OK, David, thank you very much for the time you spent to answer these questions. I really enjoyed the album and I hope you have great success with it. Please feel free to add any comments you'd like to.

David T. Chastain: Actually I would like to announce that I have opened up a new record company/website called Diginet Music. The site will mainly feature rare and unreleased tracks from myself and other known artists. I have numerous demo quality Cds that were never released and this is a way for me to get them out. Some of them include: David T. Chastain's D-Daze 'A New Day' is a very heavy project that I did around 1994. Probably my heaviest music to date. Kind of like Sabbath meets Trower

David T. Chastain's No Voices 'Instatreasures' is a Cds worth of instrumental tracks that never made my other instrumental recordings for one reason or another. I just recently discovered these tracks and had forgotten all about them.
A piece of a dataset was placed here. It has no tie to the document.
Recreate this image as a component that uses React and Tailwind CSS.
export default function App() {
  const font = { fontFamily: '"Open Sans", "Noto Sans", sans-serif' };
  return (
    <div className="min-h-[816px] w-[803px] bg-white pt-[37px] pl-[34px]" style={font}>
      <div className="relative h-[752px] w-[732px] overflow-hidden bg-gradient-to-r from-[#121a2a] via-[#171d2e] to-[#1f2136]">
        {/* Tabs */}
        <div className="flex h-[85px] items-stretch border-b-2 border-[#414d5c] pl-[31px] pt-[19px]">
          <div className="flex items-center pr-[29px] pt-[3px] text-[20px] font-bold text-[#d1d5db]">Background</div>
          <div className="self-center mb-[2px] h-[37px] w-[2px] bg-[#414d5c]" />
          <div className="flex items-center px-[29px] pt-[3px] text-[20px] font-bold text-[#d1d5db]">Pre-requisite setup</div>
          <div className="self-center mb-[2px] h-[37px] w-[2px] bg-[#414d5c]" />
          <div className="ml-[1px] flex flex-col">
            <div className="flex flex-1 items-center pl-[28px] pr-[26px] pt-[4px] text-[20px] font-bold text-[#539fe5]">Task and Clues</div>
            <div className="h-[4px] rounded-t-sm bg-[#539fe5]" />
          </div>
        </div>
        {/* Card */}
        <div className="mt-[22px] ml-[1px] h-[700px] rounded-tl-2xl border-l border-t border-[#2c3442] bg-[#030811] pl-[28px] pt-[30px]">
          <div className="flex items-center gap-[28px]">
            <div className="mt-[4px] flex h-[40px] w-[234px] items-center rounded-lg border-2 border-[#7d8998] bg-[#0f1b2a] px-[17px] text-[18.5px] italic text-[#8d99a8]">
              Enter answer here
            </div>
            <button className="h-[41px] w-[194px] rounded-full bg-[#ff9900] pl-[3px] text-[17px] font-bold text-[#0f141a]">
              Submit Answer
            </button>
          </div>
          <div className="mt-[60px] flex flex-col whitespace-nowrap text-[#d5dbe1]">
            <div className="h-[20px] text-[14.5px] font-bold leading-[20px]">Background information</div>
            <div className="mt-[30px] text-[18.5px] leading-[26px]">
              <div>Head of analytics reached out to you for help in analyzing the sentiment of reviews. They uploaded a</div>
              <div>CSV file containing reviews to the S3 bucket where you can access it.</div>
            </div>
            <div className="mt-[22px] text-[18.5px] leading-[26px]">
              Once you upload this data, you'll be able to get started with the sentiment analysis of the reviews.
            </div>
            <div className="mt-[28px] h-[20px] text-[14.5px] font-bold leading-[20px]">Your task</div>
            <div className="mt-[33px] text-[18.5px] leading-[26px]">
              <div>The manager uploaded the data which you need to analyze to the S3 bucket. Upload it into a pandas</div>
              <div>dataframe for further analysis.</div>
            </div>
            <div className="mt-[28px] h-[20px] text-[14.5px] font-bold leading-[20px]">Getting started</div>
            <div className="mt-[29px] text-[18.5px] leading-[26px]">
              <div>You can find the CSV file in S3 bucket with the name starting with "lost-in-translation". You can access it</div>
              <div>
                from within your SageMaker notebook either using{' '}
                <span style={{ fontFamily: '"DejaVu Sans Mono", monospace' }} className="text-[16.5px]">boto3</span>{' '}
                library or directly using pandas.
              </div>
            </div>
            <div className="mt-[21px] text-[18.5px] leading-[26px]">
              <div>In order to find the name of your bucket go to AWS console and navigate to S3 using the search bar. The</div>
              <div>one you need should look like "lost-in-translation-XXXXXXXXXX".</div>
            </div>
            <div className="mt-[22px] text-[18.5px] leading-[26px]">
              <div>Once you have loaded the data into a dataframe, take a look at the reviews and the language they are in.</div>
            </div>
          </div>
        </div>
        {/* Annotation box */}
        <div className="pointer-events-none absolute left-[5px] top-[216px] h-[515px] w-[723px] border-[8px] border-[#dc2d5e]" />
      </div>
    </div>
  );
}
It was like hearing some of the music for the first time. Very satisfying.

David T. Chastain's Riffology 'Wicked Riffs' is a Cd with just rhythm guitar, bass and drums. No vocals or leads. I am sure I am not the only one who has heard some great riffs in songs and would be very happy just to hear that with nothing else added. This music was actually from a Cd I was going to record in 93 or so but I never found the perfect singer. 2 of these tracks are on the new Zanister Cd in slightly altered format. Also a couple other tracks showed up on the most recent CJSS and last Zanister. However those are different versions with vocals.

I will also have a more blues oriented Cd available. More blues than SOUTHERN GENTLEMEN which was heavy blues rock. Also other artists such as Joe Stump, John Hahn, Khali, and others have given us some rare tracks for inclusion. The company is looking for rare tracks from any known artist. I am sure they are all like me with stuff hidden in their closet that they would like the public to check out. This is the way for it to happen. Sometimes the best music an artist has is actually their demos before it is raped and commercialized by the record companies and/or producers.